Структура ремесел в Малой Азии поднимает проблему, значение которой может выходить за пределы самой страны. Здесь у нас нет возможности вдаваться в ее детальное обсуждение, но обрисовать ее в общих чертах необходимо. И в Византии (Восточной Римской империи), и в поздней еще единой Римской империи, наследницей которой она была, существовала некая организация родов деятельности со стороны государства в том смысле, что они отличались друг от друга, но право их регулирования принадлежало государству, и все, что оно контролировало, определялось государством. В Западной Европе возникла совершенно другая система, которая начала складываться в период, соответствующий тому же процессу у турок-сельджуков. Там существовали ремесленные гильдии, иными словами, частные организации, которые при отсутствии в то время действий со стороны государства сами писали свои правила, выбирали своих руководителей и по этой причине влияли на жизнь своих членов посредством взаимопомощи, религиозных церемоний и т. д., чего не могла сделать «коллегия» в римской модели. Часто на основании весьма поверхностного изучения, в ходе которого были перепутаны разные вещи, периоды и страны, считалось, что в исламских странах тоже существовали ремесленные гильдии. Для так называемых классических периодов ислама, в широком смысле слова, верно обратное. Там существовали сильные в административном плане государства, которые, подобно римско-византийскому государству, осуществляли прямой контроль, не допуская никаких посредников. Род занятий определялся административно и топографически, но направление деятельности исходило от государства, иными словами, от мухтасиба. В действительности под его руководством и для помощи ему имелись различные ремесленные руководители (арифы, амины, раисы), которые по техническим и психологическим причинам набирались из этих ремесленных групп. Но они были подчиненными мухтасиба, а не выборными представителями своих профессий. И нет почти никаких признаков того, что ремесленные группы играли какую-либо более существенную роль в жизни их членов. Если они и собирались вместе, то это непрофессиональное движение, как, например, фитьян, которое мы обсудим вкратце. В XII и XIII веках в Сирии, в Египте, а также в мусульманской Испании были написаны руководства для хисбы (хисба – это ведомство мухтасиба), точная цель которых заключалась в определении обязанностей мухтасиба с чисто административной точки зрения.

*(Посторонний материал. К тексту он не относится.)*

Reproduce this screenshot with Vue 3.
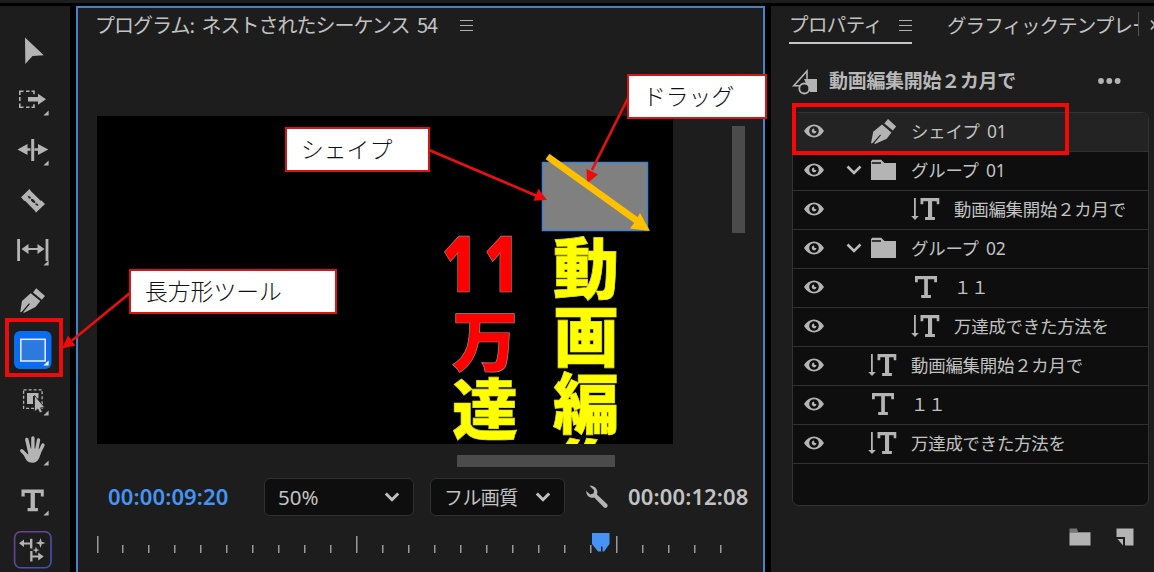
<script setup>
import { computed } from 'vue';

const layers = [
  { label: 'シェイプ 01', type: 'pen', depth: 0, active: true },
  { label: 'グループ 01', type: 'group', depth: 0 },
  { label: '動画編集開始２カ月で', type: 'vtext', depth: 1 },
  { label: 'グループ 02', type: 'group', depth: 0 },
  { label: '１１', type: 'text', depth: 1 },
  { label: '万達成できた方法を', type: 'vtext', depth: 1 },
  { label: '動画編集開始２カ月で', type: 'vtext', depth: 0 },
  { label: '１１', type: 'text', depth: 0 },
  { label: '万達成できた方法を', type: 'vtext', depth: 0 },
];

const tools = ['select', 'track', 'ripple', 'razor', 'slip', 'pen', 'rect', 'object', 'hand', 'type', 'remix'];
const withSubmenu = ['track', 'ripple', 'slip', 'rect', 'object', 'hand', 'type'];

// every tenth tick is a long one
const ticks = computed(() => Array.from({ length: 25 }, (_, i) => ({
  x: Math.floor(i * 25.97),
  long: i % 10 === 0,
})));
</script>

<template>
  <div class="app">
    <div class="top-strip"></div>
    <div class="panels">
      <nav class="toolbar">
        <svg v-for="tool in tools" :key="tool" class="tool" viewBox="0 0 70 50">
          <path v-if="tool === 'select'" d="M25 11.5 43.8 29.2 32.5 30 25.3 38z" />
          <g v-else-if="tool === 'track'">
            <path class="line" d="M19.8 19v-3.7h3.7M26 15.3h3.5M31.5 15.3h2.5v3M19.8 21v4M19.8 27.5v3.7h3.7M26 31.2h3.5M31.5 31.2h2.5v-3" />
            <path d="M28 21h10v-3.2l8 5.5-8 5.5v-3.3H28z" />
          </g>
          <g v-else-if="tool === 'ripple'">
            <path d="M31.2 13h3v22h-3zM17.5 23.5l10-5.5v4.3h3v2.4h-3V29zM48.3 23.5 38 18v4.3h-3.5v2.4H38V29z" />
          </g>
          <g v-else-if="tool === 'razor'">
            <path d="M29.5 13 21 21.3 24.3 25 25 24.7 35.5 35.5 35.8 36.8 45 28 41.5 24.4 40.7 24.8 30.8 15z" />
            <path class="slot" d="M27.5 19.5l3.2 1.4.2 2 2 .2 2.3 2.3.1 2 2.1.1 1.2 2.6-3-1.2-.3-2-2-.1-2.3-2.3-.1-2-2-.1z" />
          </g>
          <g v-else-if="tool === 'slip'">
            <path d="M17.2 13h2.8v22h-2.8zM45.6 13h2.8v22h-2.8zM21.5 23l7-5v4h9v-4l7 5-7 5v-4h-9v4z" />
          </g>
          <g v-else-if="tool === 'pen'">
            <path d="M20.2 36.2 22 25 30.7 17.2 40.3 25 35.5 31 24 36.8 23.2 36.2 30 28 29 27.2 21.8 35.8z" />
            <path d="M33 16.5 36.2 12.2 45 20 41.8 23.8z" />
          </g>
          <g v-else-if="tool === 'rect'">
            <rect class="tool-active" x="14" y="5" width="37.5" height="38" rx="6" />
            <rect class="tool-rect" x="20.8" y="13.3" width="24.4" height="21.7" />
          </g>
          <g v-else-if="tool === 'object'">
            <rect class="line dashed" x="23.6" y="13.8" width="18.5" height="18.5" />
            <path d="M27 17h11.5v5.5h-3V20H33v8h-6z" />
            <path class="outlined" d="M34.5 19.5v16.300l3.300-2.800 2 4 2.600-1.200-1.900-3.900 4.300-.4z" />
          </g>
          <g v-else-if="tool === 'hand'">
            <path class="finger" d="M26.8 13.5 29.5 25M32.9 12v12M38.5 14l-2 11M43 19l-4.5 9M21.8 24.8l6 6" />
            <path d="M27.8 22.5h10.5l2.5 4.5c-1.3 5.5-3.3 9.7-8 9.7-3.3 0-5.5-1-7.3-4L23 27.5l5.2 1.5z" />
          </g>
          <path v-else-if="tool === 'type'" d="M21.5 13.5h22.3v7h-3v-3.4h-5.9v14.8h3v3.3H27.6v-3.3h3V17.1h-5.9v3.4h-3.2z" />
          <g v-else>
            <defs>
              <linearGradient id="remix" x1="0" y1="0" x2="1" y2="1">
                <stop offset="0" stop-color="#74408f" />
                <stop offset="1" stop-color="#3f4fc0" />
              </linearGradient>
            </defs>
            <rect x="14.6" y="5.8" width="36.4" height="36" rx="6" fill="none" stroke="url(#remix)" stroke-width="1.6" />
            <path d="M19 17.3l5-3.8v2.9h6v-3.7h2.4v9.8H30v-4h-6v2.6zM30.2 25h2.3v4.4h5.7v-3l5.5 4-5.5 4v-3h-5.7v4.2h-2.3z" />
            <path d="M40.5 12l1.2 3.7 3.8 1.3-3.8 1.2-1.2 3.8-1.2-3.8-3.8-1.2 3.8-1.3zM36 20.5l.9 2.7 2.6.8-2.6.9L36 27.5l-.9-2.6-2.6-.9 2.6-.8z" />
          </g>
          <path v-if="withSubmenu.includes(tool)" :class="{ white: tool === 'rect' }" d="M48.6 34.4v5.1h-5.2z" />
        </svg>
      </nav>

      <section class="program">
        <header class="program-title">
          <span>プログラム: ネストされたシーケンス 54</span>
          <i class="menu"></i>
        </header>
        <div class="monitor">
          <svg class="canvas" viewBox="97 116 576 328">
            <text class="big yellow" x="553" y="293">動</text>
            <text class="big yellow" x="553" y="361">画</text>
            <text class="big yellow" x="553" y="428">編</text>
            <text class="big yellow" x="553" y="495">集</text>
            <text class="big red digits" transform="translate(442 292) scale(.76 1)">11</text>
            <text class="big red" x="452" y="366">万</text>
            <text class="big yellow" x="452" y="434">達</text>
            <rect class="shape" x="542.5" y="162.5" width="105" height="68" />
          </svg>
          <div class="v-scroll"></div>
        </div>
        <div class="h-scroll"></div>
        <div class="controls">
          <span class="timecode current">00:00:09:20</span>
          <div class="select zoom">
            <span>50%</span>
            <svg viewBox="0 0 16 12"><path d="M1.8 2.5 8 8.7l6.2-6.2" /></svg>
          </div>
          <div class="select quality">
            <span>フル画質</span>
            <svg viewBox="0 0 16 12"><path d="M1.8 2.5 8 8.7l6.2-6.2" /></svg>
          </div>
          <svg class="wrench" viewBox="0 0 24 24">
            <path d="M4.500.8C8 .2 11.800 2.500 12.300 6.500c.1 1.200 0 2-.3 3l10 9.500c2 2.200-1 5.200-3.200 3.300L9.200 12.600C5 13.800 1 10.500 1.200 6l4 3.400 3.300-.9.700-3.200z" />
          </svg>
          <span class="timecode">00:00:12:08</span>
        </div>
        <svg class="ruler" viewBox="0 0 640 24">
          <rect v-for="tick in ticks" :key="tick.x" :x="tick.x" :y="tick.long ? 5 : 14" width="1.5" :height="tick.long ? 17 : 8" />
          <path class="playhead" d="M495 2h17.500v11l-5.500 7.500h-1.500v-5h-1.500v5H501L495 13z" />
        </svg>
      </section>

      <section class="properties">
        <div class="tabs">
          <div class="tab selected">
            <span>プロパティ</span>
            <i class="menu"></i>
          </div>
          <div class="tab clipped">グラフィックテンプレート</div>
          <svg class="more-tabs" viewBox="0 0 12 16"><path d="M1 3.500l4 4.500-4 4.500M6 3.500l4 4.500-4 4.500" /></svg>
        </div>
        <div class="clip-head">
          <svg class="clip-icon" viewBox="0 0 26 26">
            <path class="line" d="M9.500 16.700H1.800L15 2v9" />
            <path d="M12 10h13v13h-7z" />
            <circle class="ring" cx="12.300" cy="19.500" r="5" />
          </svg>
          <span>動画編集開始２カ月で</span>
          <svg class="dots" viewBox="0 0 24 8">
            <circle cx="4" cy="4" r="2.900" /><circle cx="12.300" cy="4" r="2.900" /><circle cx="20.600" cy="4" r="2.900" />
          </svg>
        </div>
        <ul class="layers">
          <li v-for="(layer, i) in layers" :key="i" :class="{ active: layer.active }">
            <svg class="eye" viewBox="0 0 22 16">
              <path fill-rule="evenodd" d="M1 8C3.500 3.800 7 1.500 11 1.500S18.500 3.800 21 8c-2.500 4.200-6 6.500-10 6.500S3.500 12.200 1 8zm10-4.800a4.800 4.800 0 1 0 0 9.600 4.800 4.800 0 0 0 0-9.600z" />
              <path d="M11 5.600c-3 0-3 4.800 0 4.800 1.500 0 2.400-1.100 2.400-2.400L11.500 8z" />
            </svg>
            <svg class="caret" viewBox="0 0 18 14">
              <path v-if="layer.type === 'group'" d="M2.500 3.500 9 10l6.500-6.500" />
            </svg>
            <svg class="kind" :class="{ nested: layer.depth }" viewBox="0 0 30 26">
              <g v-if="layer.type === 'pen'">
                <path d="M3 25.500 5.200 13.700 14 6.500l9.400 8-4.600 6.200L7 26l-.8-.8L13 17.300l-.8-.7L4.700 25z" />
                <path d="M16.300 5.500 20 1l8.200 7.500-3.400 4z" />
              </g>
              <g v-else-if="layer.type === 'group'">
                <path d="M3 4.200 4.200 2.800h9L16.500 6H28v17H3z" />
                <path class="fold" d="M3.800 6H13" />
              </g>
              <path v-else-if="layer.type === 'vtext'" d="M9.500 2h18.800v6.200h-2.600V5.300h-4.600V21h2.800v3h-9.800v-3h2.900V5.300h-4.700v2.900H9.500zM3 2h1.800v18h3L4 24 .2 20H3z" />
              <path v-else d="M4 2h22v6.200h-2.800V5.300h-6.300V21h3v3h-9.700v-3h3V5.300H6.800v2.900H4z" />
            </svg>
            <span class="name">{{ layer.label }}</span>
          </li>
        </ul>
        <div class="footer">
          <svg viewBox="0 0 22 18">
            <path class="dim" d="M.5.500h7.500l1 3.500H.5z" />
            <path d="M.5 4.300h21V17.500H.5z" />
          </svg>
          <svg class="note" viewBox="0 0 18 18">
            <path d="M.5.500h17v17H9V9H.5z" />
            <path d="M1.500 11H7v6.500z" />
          </svg>
        </div>
      </section>
    </div>

    <!-- annotations -->
    <div class="mark mark-tool"></div>
    <div class="mark mark-layer"></div>
    <svg class="arrows" viewBox="0 0 1154 572">
      <path class="arrow" d="M130 293 72 340.500M429 150l108 46M628 98l-36 72" />
      <path class="head" d="M62 348.500 75.500 345.500 68 335.500zM547 200l-13.500.8 5-12zM587 183.500l-.5-14.500 11.500 5.500z" />
      <path class="drag" d="M547.500 156.500 638 221.500" />
      <path class="drag-head" d="M650 231l-20-2.500 5-6.500 5-9z" />
    </svg>
    <div class="callout rect-tool">長方形ツール</div>
    <div class="callout shape-label">シェイプ</div>
    <div class="callout drag-label">ドラッグ</div>
  </div>
</template>

<style>
body {
  margin: 0;
  background: #000;
}
</style>

<style scoped>
.app {
  position: relative;
  width: 1154px;
  height: 572px;
  overflow: hidden;
  background: #000;
  color: #c2c2c2;
  font-family: "Noto Sans CJK JP", sans-serif;
  font-size: 17.4px;
  white-space: nowrap;
}

svg {
  display: block;
  flex: none;
  fill: #b4b4b4;
}

.line {
  fill: none;
  stroke: #b4b4b4;
  stroke-width: 1.6;
}

.top-strip {
  height: 3px;
  margin-bottom: 3px;
  background: #1d1d1d;
}

.panels {
  display: flex;
  height: 566px;
}

/* toolbar */
.toolbar {
  flex: none;
  width: 70px;
  padding-top: 20px;
  margin-right: 6px;
  box-sizing: border-box;
  background: #1d1d1d;
}

.tool {
  width: 70px;
  height: 50px;
}

.slot { fill: #1d1d1d; }
.tool-active { fill: #0c6cf0; }
.tool-rect { fill: #2c7ade; stroke: #e6f0ff; stroke-width: 1.5; }
.white { fill: #fff; }
.dashed { stroke-width: 1.3; stroke-dasharray: 3 2; }
.outlined { stroke: #1d1d1d; stroke-width: 0.8; }
.finger { fill: none; stroke: #b4b4b4; stroke-width: 3.4; stroke-linecap: round; }

/* program monitor */
.program {
  flex: none;
  width: 689px;
  height: 570px;
  margin-right: 6px;
  padding: 0 0 0 19px;
  box-sizing: border-box;
  border: 2px solid #4581c9;
  background: #1d1d1d;
}

.program-title {
  display: flex;
  align-items: center;
  height: 32px;
  padding-bottom: 76px;
  gap: 21px;
  margin-left: -2px;
  font-size: 20px;
  letter-spacing: -1px;
  word-spacing: 4px;
}

.program-title span { width: 344px; }

.menu {
  flex: none;
  width: 13px;
  height: 7px;
  margin-top: 2px;
  border-top: 1.5px solid #b0b0b0;
  border-bottom: 1.5px solid #b0b0b0;
  padding: 1px 0;
  background: linear-gradient(#b0b0b0, #b0b0b0) center / 100% 1px no-repeat;
}

.monitor {
  display: flex;
}

.canvas {
  width: 576px;
  height: 328px;
  background: #000;
}

.big {
  font-size: 66px;
  font-weight: 900;
  stroke: #8a8a30;
  stroke-width: 0.7;
}

.yellow { fill: #ff0; stroke: #e0e020; }
.red { fill: #f00; stroke: #a88; }

.digits {
  font-family: "Noto Sans", sans-serif;
  font-size: 78px;
  font-weight: 900;
  letter-spacing: 10px;
}

.shape { fill: #808080; stroke: #3d84d8; stroke-width: 1.5; }

.v-scroll {
  width: 13px;
  height: 107px;
  margin: 10px 0 0 59px;
  background: #4b4b4b;
}

.h-scroll {
  width: 158px;
  height: 12px;
  margin: 11px 0 11px 360px;
  background: #4b4b4b;
}

.controls {
  display: flex;
  align-items: center;
  height: 38px;
  margin-left: 11px;
}

.timecode {
  width: 121px;
  font-family: "Noto Sans", sans-serif;
  font-size: 22px;
  font-weight: 600;
  line-height: 36px;
  padding-bottom: 2px;
  letter-spacing: 0.15px;
}

.current {
  margin-right: 35px;
  color: #4594f5;
}

.select {
  display: flex;
  align-items: center;
  justify-content: space-between;
  height: 38px;
  padding: 0 13px;
  box-sizing: border-box;
  border: 1.5px solid #303030;
  border-radius: 6px;
  background: #0e0e0e;
}

.select svg {
  width: 16px;
  height: 12px;
  fill: none;
  stroke: #c0c0c0;
  stroke-width: 3;
}

.zoom {
  width: 150px;
  font-family: "Noto Sans", sans-serif;
  font-size: 20.5px;
}

.quality {
  width: 135px;
  margin: 0 20px 0 16px;
  font-size: 19px;
  letter-spacing: -0.6px;
}

.quality span { padding-bottom: 2px; }

.wrench {
  width: 24px;
  height: 24px;
  margin-right: 19px;
}

.ruler {
  width: 640px;
  height: 24px;
  margin-top: 15px;
  fill: #999;
}

.playhead { fill: #4594f5; }

/* properties */
.properties {
  flex: none;
  width: 383px;
  box-sizing: border-box;
  padding-left: 18px;
  background: #1d1d1d;
}

.tabs {
  display: flex;
  height: 39px;
  overflow: hidden;
  font-size: 19.5px;
}

.tab {
  display: flex;
  flex: none;
  align-items: center;
  height: 36px;
}

.tab span { padding-bottom: 2px; }

.selected {
  width: 123px;
  justify-content: space-between;
  border-bottom: 2px solid #c6c6c6;
  letter-spacing: -0.6px;
}

.clipped {
  width: 191px;
  height: 24px;
  margin: 6px 10px 0 35px;
  overflow: hidden;
  border-right: 1px solid #555;
  letter-spacing: -0.9px;
}

.more-tabs {
  width: 12px;
  height: 16px;
  margin: 11px 0 0 1px;
  fill: none;
  stroke: #b4b4b4;
  stroke-width: 1.8;
}

.clip-head {
  display: flex;
  align-items: center;
  height: 26px;
  margin: 24px 0 17px 3px;
  font-size: 19px;
  font-weight: 600;
  letter-spacing: -0.3px;
}

.clip-head span {
  padding-bottom: 5px;
  color: #b8b8b8;
}

.clip-icon {
  width: 26px;
  height: 26px;
  margin-right: 11px;
}

.ring { fill: #1d1d1d; stroke: #b4b4b4; stroke-width: 1.8; }

.dots {
  width: 24px;
  height: 8px;
  margin: 0 0 2px 81px;
}

.layers {
  width: 357px;
  height: 394px;
  margin: 0 0 0 3px;
  padding: 0;
  box-sizing: border-box;
  overflow: hidden;
  border: 1.5px solid #333;
  border-radius: 7px;
  background: #0e0e0e;
  list-style: none;
}

.layers li {
  display: flex;
  align-items: center;
  height: 39.06px;
  padding: 0 0 2px 10px;
  box-sizing: border-box;
  border-bottom: 1.5px solid #303030;
}

.layers .active { background: #232323; }

.eye {
  width: 22px;
  height: 16px;
}

.caret {
  width: 18px;
  height: 14px;
  margin: 0 5px 0 20px;
  fill: none;
  stroke: #bbb;
  stroke-width: 2.6;
}

.kind {
  width: 30px;
  height: 26px;
  margin-right: 13px;
  overflow: visible;
}

.nested { margin-left: 43px; }
.fold { stroke: #0e0e0e; stroke-width: 1.4; }

.name {
  padding-bottom: 1px;
  font-family: "Noto Sans", "Noto Sans CJK JP", sans-serif;
  line-height: 26px;
  letter-spacing: -0.2px;
  word-spacing: 3px;
}

.footer {
  display: flex;
  gap: 25px;
  margin: 22px 0 0 280px;
}

.footer svg { width: 22px; height: 18px; }
.footer .note { width: 18px; }
.dim { fill: #777; }

/* annotations lie over the whole window */
.mark {
  position: absolute;
  box-sizing: border-box;
  border: 4px solid #f00a0a;
}

.mark-tool {
  left: 5px;
  top: 318px;
  width: 58px;
  height: 59px;
}

.mark-layer {
  left: 792px;
  top: 103px;
  width: 277px;
  height: 52px;
}

.arrows {
  position: absolute;
  left: 0;
  top: 0;
  width: 1154px;
  height: 572px;
}

.arrow { fill: none; stroke: #e81010; stroke-width: 2.6; }
.head { fill: #f00a0a; }
.drag { stroke: #ffc000; stroke-width: 6.5; }
.drag-head { fill: #ffc000; }

.callout {
  position: absolute;
  height: 45px;
  box-sizing: border-box;
  border: 2px solid #d81414;
  background: #fff;
  color: #111;
  font-size: 22.8px;
  font-weight: 300;
  line-height: 39px;
}

.rect-tool {
  left: 129px;
  top: 269px;
  width: 208px;
  padding-left: 14px;
}

.shape-label {
  left: 285px;
  top: 127px;
  width: 145px;
  padding-left: 14px;
}

.drag-label {
  left: 627px;
  top: 74px;
  width: 140px;
  padding-left: 14px;
}
</style>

Однако нужно согласиться с тем, что с конца Средних веков имела место определенная эволюция. В новые времена, когда государства были уже не так сильны, даже в самой Османской империи, в результате различных обстоятельств ремесла имели полукорпоративную организацию, эффективно совмещающую определенные меры государственного контроля с частной инициативой. Возможно, что Иран и Центральная Азия, которые, видимо, не имели таких традиций, как бывшие римские колонии Сирия и Египет, оказались по результатам этой эволюции впереди остального мусульманского мира. У меня нет возможности развивать эту гипотезу в рамках данной книги, но я могу позволить себе принять ее во внимание. Таким образом, важно увидеть, как вписывается в общую картину Малая Азия.
Не отвергая полностью возможность того, что традиции, принесенные туркменами (турками-сельджуками) непосредственно из далекой Центральной Азии, могли иногда оказывать какое-то влияние, представляется разумным считать, что жизнь ремесленников в сельджукской Малой Азии изначально представляла собой соприкосновение или контакт между греческими и армянскими ремесленниками, с одной стороны, и иммигрантами из Ирана – с другой. А считая известным, что иранские мусульмане играли ведущую роль в формировании управления, можно согласиться, что, по меньшей мере, общий каркас профессиональной жизни был построен в соответствии с их представлениями и традициями. Хотя какие-то отдельные обычаи каждого ремесла, которым по-прежнему занимались местные жители, сохраняли особенности, существовавшие до турков. Но с учетом сказанного какие реальные факты нам известны? Строго от периода сельджуков практически никаких. Нет даже подтверждения такого вполне вероятного факта, что у каждого ремесла была своя улица или квартал. В конце монгольского периода Ибн Баттута дает нам важную информацию, которую, однако, тоже сложно интерпретировать. Но прежде чем заняться этим, мы должны рассказать об акхи.
Фактически становление жизни в городах было неразрывно связано с появлением акхи, чья роль по причинам, которые станут понятны позже, не в полной мере проявляла свою силу в домонгольский период, но тем не менее существовала и до него. Этот институт представляет огромный интерес, но одновременно вызывает много вопросов, и потому достоин того, чтобы уделить ему некоторое внимание.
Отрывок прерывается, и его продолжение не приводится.